Modeling and Simulation of Ultrafast and Highly Efficient Single Photon Detection From Infrared to Ultraviolet

In this paper we have proposed the design of a single-photon thermoelectric detector's detection pixel consisting of heat sink (W), thermoelectric sensor (CeB6), absorber (W), and antireflection layer (SiO2). It is justified that the detector with such a detection pixel can provide for the system efficiency above 90% for photons with energy 0.8-4 eV. Modeling and simulation are used to study the processes of heat propagation in four-layer detection pixel of a thermoelectric single-photon detector after photon absorption.
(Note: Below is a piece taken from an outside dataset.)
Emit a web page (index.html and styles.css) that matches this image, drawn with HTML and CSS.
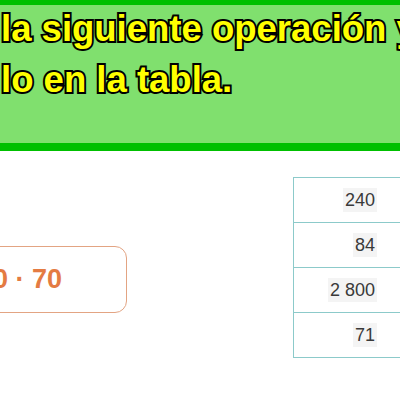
FILE: index.html
```html
<!DOCTYPE html>
<html lang="es">
<head>
<meta charset="utf-8">
<title>Operación</title>
<link rel="stylesheet" href="styles.css">
</head>
<body>
<header class="banner">
  <p class="title">la siguiente operación y<br>lo en la tabla.</p>
</header>
<main class="work">
  <div class="expr">0 · 70</div>
  <table class="answers">
    <tr><td><span class="num">240</span></td></tr>
    <tr><td><span class="num">84</span></td></tr>
    <tr><td><span class="num">2 800</span></td></tr>
    <tr><td><span class="num">71</span></td></tr>
  </table>
</main>
</body>
</html>
```

FILE: styles.css
```css
html, body {
  margin: 0;
  padding: 0;
  background: #ffffff;
  overflow: hidden;
  width: 400px;
  height: 400px;
}

.banner {
  box-sizing: border-box;
  height: 151px;
  background: #80e06e;
  border-top: 5px solid #00c000;
  border-bottom: 8px solid #00c000;
  overflow: hidden;
}

.title {
  margin: -2px 0 0 0;
  padding: 0 0 0 1px;
  white-space: nowrap;
  font-family: "Liberation Sans", Arial, sans-serif;
  font-weight: bold;
  font-size: 36.5px;
  line-height: 51px;
  color: #ffff00;
  -webkit-text-stroke: 4px #000000;
  paint-order: stroke fill;
}

.work {
  display: flex;
  align-items: flex-start;
  gap: 166px;
}

.expr {
  box-sizing: border-box;
  flex: none;
  margin-top: 95px;
  margin-left: -40px;
  width: 167px;
  height: 67px;
  padding-left: 32px;
  display: flex;
  align-items: center;
  border: 1.5px solid #e3a483;
  border-radius: 12px;
  font-family: "Liberation Sans", Arial, sans-serif;
  font-weight: bold;
  font-size: 27px;
  color: #e47b42;
  white-space: nowrap;
}

.answers {
  flex: none;
  margin-top: 26px;
  width: 125px;
  border-collapse: collapse;
  font-family: "Liberation Sans", Arial, sans-serif;
  font-size: 18px;
  color: #3a3a3a;
}

.answers td {
  height: 44px;
  padding: 0 40px 0 0;
  text-align: right;
  border: 1.5px solid #8ccaca;
}

.num {
  background: #f4f4f4;
  padding: 2px 2px;
}
```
Calculations were carried out on the basis of the equation of heat distribution from a limited volume using the three-dimensional matrix method for differential equations. The temporal dependence of the amplitude of the signal appearing on the detection pixel was calculated for different thicknesses of detection pixel layers. The signal time delay, the maximum signal value, the maximum signal reaching time, the signal decay time to the background, and the detector's count rate were determined. It is shown that the maximum of the signal is many times higher than the background level, does not depend on the area of photon thermalization in the absorber and has a linear dependence on the photon energy. The construction of the detection pixel also provides for terahertz count rates. The signal time delay is less than a femtosecond. Detectors with such characteristics are in demand in various fields of science and may have a wide range of practical applications in future technologies.